** start of SOURCE EXCERPT **

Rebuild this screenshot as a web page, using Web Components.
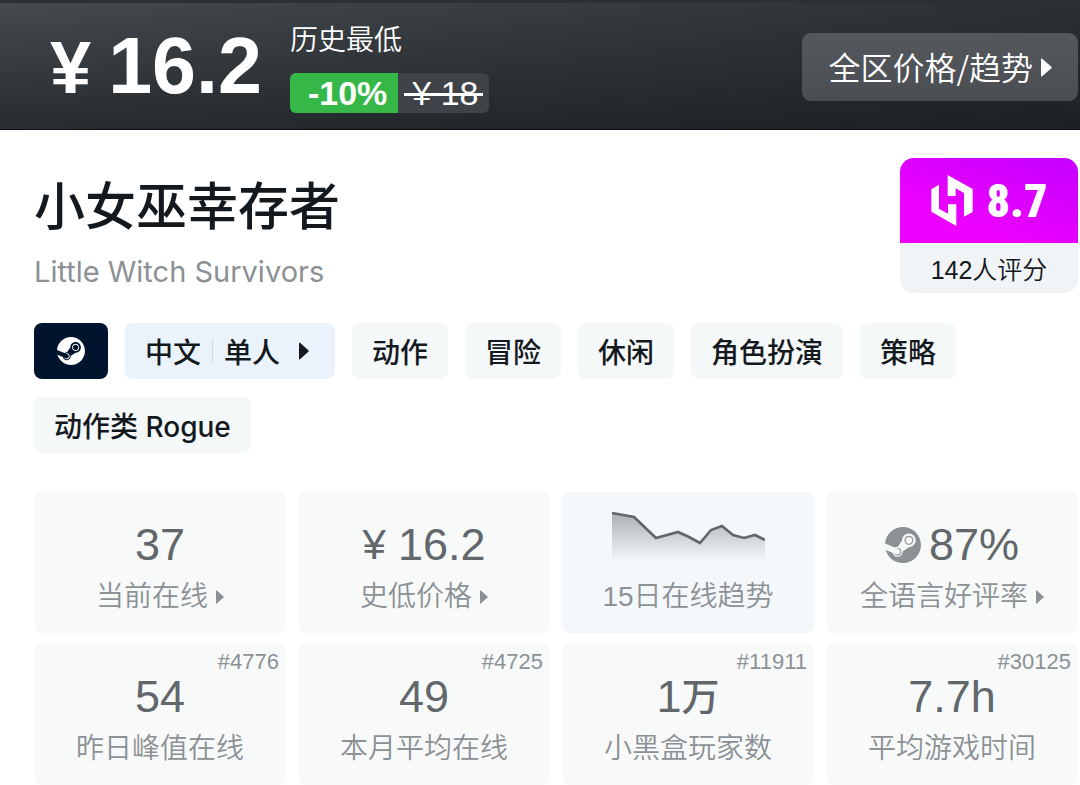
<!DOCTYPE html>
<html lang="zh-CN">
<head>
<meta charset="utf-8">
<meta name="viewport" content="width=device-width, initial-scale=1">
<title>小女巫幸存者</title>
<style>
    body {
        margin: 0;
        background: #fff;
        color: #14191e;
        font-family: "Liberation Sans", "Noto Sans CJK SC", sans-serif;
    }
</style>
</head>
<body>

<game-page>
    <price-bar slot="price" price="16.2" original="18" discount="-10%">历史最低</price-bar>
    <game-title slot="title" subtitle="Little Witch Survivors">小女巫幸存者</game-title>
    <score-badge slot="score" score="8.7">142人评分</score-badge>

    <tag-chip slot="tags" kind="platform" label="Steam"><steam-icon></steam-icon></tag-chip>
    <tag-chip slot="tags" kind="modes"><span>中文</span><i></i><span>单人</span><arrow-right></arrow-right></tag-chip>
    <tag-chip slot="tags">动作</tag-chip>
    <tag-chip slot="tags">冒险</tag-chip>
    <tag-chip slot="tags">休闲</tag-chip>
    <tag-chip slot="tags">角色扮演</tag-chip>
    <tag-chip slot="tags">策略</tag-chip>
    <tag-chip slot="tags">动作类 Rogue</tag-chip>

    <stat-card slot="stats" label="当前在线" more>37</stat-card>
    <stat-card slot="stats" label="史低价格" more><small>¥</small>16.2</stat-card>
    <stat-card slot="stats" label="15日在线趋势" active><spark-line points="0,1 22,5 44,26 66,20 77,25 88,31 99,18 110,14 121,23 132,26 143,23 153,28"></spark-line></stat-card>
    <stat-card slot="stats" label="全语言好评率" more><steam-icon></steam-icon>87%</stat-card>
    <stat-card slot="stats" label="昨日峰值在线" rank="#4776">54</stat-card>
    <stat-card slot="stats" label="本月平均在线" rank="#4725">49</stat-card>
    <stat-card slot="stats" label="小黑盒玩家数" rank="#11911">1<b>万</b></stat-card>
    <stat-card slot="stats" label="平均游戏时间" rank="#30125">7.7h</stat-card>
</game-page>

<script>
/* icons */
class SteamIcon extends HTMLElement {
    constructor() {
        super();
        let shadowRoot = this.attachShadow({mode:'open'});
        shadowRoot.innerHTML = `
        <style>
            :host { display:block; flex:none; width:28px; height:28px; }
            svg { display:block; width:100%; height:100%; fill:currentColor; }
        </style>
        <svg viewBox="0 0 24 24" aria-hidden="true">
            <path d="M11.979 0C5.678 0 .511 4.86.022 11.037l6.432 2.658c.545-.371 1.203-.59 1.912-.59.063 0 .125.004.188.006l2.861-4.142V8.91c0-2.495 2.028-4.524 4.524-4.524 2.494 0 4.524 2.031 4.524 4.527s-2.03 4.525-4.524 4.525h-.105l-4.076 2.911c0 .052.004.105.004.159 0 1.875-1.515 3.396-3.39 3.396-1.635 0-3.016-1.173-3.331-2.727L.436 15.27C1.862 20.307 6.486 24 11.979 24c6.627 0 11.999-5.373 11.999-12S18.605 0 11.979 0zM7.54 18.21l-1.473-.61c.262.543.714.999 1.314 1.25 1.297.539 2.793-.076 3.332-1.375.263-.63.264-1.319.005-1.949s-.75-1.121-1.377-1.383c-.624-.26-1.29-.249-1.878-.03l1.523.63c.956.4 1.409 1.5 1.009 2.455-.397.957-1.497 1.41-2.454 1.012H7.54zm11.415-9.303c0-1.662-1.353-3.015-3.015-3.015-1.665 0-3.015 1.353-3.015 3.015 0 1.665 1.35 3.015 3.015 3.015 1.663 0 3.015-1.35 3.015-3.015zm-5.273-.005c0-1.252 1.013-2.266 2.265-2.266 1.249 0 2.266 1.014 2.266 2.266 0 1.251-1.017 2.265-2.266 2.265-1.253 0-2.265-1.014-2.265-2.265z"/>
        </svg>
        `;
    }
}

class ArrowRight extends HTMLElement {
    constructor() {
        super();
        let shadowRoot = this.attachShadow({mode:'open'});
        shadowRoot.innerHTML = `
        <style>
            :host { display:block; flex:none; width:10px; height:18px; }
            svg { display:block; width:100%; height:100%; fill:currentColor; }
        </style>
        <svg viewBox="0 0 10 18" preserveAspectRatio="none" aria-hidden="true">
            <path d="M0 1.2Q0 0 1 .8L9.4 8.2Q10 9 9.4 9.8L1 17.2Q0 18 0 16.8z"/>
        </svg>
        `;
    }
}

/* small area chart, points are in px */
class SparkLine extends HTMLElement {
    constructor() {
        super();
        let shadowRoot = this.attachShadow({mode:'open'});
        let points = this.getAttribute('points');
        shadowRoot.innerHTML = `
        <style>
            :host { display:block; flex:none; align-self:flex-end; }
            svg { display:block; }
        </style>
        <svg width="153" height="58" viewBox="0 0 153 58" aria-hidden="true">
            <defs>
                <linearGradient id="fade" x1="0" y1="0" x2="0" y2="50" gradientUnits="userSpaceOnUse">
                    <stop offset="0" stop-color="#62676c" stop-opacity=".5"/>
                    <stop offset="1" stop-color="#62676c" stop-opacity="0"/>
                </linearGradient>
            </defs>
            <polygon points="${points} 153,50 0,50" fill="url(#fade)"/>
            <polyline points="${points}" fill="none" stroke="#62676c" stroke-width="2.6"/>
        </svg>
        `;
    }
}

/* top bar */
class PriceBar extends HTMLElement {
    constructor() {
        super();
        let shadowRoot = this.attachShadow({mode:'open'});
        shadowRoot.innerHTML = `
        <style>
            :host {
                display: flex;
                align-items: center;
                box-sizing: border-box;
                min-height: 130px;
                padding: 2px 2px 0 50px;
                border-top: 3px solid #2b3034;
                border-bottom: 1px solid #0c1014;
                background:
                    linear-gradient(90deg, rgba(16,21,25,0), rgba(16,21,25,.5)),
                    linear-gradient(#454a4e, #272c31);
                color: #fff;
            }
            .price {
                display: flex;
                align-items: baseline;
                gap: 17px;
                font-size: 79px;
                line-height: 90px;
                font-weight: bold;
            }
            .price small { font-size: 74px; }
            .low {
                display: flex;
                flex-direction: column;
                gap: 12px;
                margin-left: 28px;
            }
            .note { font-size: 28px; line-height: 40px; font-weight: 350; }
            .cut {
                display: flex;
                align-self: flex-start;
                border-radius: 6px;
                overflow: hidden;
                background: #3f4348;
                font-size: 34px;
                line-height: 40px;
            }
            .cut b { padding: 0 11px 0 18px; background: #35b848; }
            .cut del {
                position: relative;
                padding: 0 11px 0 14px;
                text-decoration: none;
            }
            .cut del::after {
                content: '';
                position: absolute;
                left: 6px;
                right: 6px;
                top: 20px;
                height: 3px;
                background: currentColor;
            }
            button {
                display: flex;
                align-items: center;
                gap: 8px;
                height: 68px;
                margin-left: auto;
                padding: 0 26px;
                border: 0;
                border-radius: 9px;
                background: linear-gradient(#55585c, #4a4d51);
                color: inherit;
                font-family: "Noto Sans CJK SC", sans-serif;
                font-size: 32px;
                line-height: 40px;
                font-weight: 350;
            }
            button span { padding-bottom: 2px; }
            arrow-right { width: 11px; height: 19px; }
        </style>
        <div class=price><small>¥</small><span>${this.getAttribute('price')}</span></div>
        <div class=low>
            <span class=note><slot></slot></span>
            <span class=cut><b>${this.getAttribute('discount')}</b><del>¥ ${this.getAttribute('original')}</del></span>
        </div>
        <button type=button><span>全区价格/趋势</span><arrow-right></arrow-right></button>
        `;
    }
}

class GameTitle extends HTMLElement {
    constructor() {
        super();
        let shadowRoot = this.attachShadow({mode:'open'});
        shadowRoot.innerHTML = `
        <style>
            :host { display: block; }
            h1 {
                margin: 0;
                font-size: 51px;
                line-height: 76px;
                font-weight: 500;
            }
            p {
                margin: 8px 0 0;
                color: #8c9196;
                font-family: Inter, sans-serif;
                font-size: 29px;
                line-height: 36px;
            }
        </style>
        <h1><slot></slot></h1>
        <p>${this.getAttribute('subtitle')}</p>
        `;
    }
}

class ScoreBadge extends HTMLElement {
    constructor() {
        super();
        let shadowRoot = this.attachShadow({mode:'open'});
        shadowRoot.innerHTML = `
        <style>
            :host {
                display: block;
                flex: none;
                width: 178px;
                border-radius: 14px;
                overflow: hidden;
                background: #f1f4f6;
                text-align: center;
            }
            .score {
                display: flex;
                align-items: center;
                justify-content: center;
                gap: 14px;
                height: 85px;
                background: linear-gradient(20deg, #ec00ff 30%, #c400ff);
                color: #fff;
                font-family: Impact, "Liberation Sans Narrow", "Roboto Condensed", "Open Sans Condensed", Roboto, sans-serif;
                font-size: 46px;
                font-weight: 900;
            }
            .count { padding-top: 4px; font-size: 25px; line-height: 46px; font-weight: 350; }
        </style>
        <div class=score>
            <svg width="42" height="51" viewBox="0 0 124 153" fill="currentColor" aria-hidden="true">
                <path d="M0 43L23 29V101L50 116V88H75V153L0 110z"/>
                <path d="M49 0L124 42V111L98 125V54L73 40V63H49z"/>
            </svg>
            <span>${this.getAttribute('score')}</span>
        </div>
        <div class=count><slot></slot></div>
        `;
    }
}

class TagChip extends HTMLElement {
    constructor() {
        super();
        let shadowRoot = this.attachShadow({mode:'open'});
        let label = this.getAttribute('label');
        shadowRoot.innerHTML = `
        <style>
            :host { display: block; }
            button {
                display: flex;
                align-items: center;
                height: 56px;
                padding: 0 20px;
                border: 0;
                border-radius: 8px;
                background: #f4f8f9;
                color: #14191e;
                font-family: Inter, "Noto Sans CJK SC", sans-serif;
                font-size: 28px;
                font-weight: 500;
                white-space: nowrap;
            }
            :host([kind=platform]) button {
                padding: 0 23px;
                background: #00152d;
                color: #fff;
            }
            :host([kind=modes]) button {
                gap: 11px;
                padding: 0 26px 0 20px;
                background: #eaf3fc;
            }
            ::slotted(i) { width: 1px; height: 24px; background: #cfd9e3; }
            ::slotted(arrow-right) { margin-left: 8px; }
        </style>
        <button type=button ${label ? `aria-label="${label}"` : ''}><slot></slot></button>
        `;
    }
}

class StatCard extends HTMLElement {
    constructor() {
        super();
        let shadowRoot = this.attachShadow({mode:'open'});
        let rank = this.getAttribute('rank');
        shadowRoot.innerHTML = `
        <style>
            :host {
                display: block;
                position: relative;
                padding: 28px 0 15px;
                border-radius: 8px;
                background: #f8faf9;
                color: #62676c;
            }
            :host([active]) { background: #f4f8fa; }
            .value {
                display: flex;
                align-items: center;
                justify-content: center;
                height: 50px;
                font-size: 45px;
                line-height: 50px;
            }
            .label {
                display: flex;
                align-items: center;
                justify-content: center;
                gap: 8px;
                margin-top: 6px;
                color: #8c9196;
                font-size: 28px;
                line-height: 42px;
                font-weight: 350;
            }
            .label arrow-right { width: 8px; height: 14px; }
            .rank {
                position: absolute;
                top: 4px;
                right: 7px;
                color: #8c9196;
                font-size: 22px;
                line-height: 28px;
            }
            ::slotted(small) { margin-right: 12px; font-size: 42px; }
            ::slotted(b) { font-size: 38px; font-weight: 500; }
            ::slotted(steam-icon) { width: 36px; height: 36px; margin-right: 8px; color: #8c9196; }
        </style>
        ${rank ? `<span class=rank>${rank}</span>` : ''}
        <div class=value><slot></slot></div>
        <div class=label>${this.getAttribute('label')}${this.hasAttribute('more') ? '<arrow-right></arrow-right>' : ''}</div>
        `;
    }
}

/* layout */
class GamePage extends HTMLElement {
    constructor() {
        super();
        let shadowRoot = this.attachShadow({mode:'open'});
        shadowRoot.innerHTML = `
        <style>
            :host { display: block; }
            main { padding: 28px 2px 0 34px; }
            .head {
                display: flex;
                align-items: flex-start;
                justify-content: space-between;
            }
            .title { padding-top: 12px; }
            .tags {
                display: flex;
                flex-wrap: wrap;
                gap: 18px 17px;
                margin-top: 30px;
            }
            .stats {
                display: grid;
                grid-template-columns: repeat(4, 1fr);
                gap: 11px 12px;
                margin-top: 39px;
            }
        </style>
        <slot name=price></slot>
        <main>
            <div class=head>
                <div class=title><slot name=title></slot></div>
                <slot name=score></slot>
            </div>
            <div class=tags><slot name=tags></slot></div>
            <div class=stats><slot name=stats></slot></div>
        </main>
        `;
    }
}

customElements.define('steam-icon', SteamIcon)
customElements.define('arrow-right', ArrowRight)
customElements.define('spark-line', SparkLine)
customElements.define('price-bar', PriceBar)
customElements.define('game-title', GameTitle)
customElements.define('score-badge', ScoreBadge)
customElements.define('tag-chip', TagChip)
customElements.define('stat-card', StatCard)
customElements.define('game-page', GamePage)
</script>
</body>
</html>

** end of SOURCE EXCERPT **

• GIVEN INSTRUCTION: Write out exactly the lines between the start of the data and the line with "</game-page>", including both, but none of the pictures.

• EXERCISE OUTPUT:
Rebuild this screenshot as a web page, using Web Components.
<!DOCTYPE html>
<html lang="zh-CN">
<head>
<meta charset="utf-8">
<meta name="viewport" content="width=device-width, initial-scale=1">
<title>小女巫幸存者</title>
<style>
    body {
        margin: 0;
        background: #fff;
        color: #14191e;
        font-family: "Liberation Sans", "Noto Sans CJK SC", sans-serif;
    }
</style>
</head>
<body>

<game-page>
    <price-bar slot="price" price="16.2" original="18" discount="-10%">历史最低</price-bar>
    <game-title slot="title" subtitle="Little Witch Survivors">小女巫幸存者</game-title>
    <score-badge slot="score" score="8.7">142人评分</score-badge>

    <tag-chip slot="tags" kind="platform" label="Steam"><steam-icon></steam-icon></tag-chip>
    <tag-chip slot="tags" kind="modes"><span>中文</span><i></i><span>单人</span><arrow-right></arrow-right></tag-chip>
    <tag-chip slot="tags">动作</tag-chip>
    <tag-chip slot="tags">冒险</tag-chip>
    <tag-chip slot="tags">休闲</tag-chip>
    <tag-chip slot="tags">角色扮演</tag-chip>
    <tag-chip slot="tags">策略</tag-chip>
    <tag-chip slot="tags">动作类 Rogue</tag-chip>

    <stat-card slot="stats" label="当前在线" more>37</stat-card>
    <stat-card slot="stats" label="史低价格" more><small>¥</small>16.2</stat-card>
    <stat-card slot="stats" label="15日在线趋势" active><spark-line points="0,1 22,5 44,26 66,20 77,25 88,31 99,18 110,14 121,23 132,26 143,23 153,28"></spark-line></stat-card>
    <stat-card slot="stats" label="全语言好评率" more><steam-icon></steam-icon>87%</stat-card>
    <stat-card slot="stats" label="昨日峰值在线" rank="#4776">54</stat-card>
    <stat-card slot="stats" label="本月平均在线" rank="#4725">49</stat-card>
    <stat-card slot="stats" label="小黑盒玩家数" rank="#11911">1<b>万</b></stat-card>
    <stat-card slot="stats" label="平均游戏时间" rank="#30125">7.7h</stat-card>
</game-page>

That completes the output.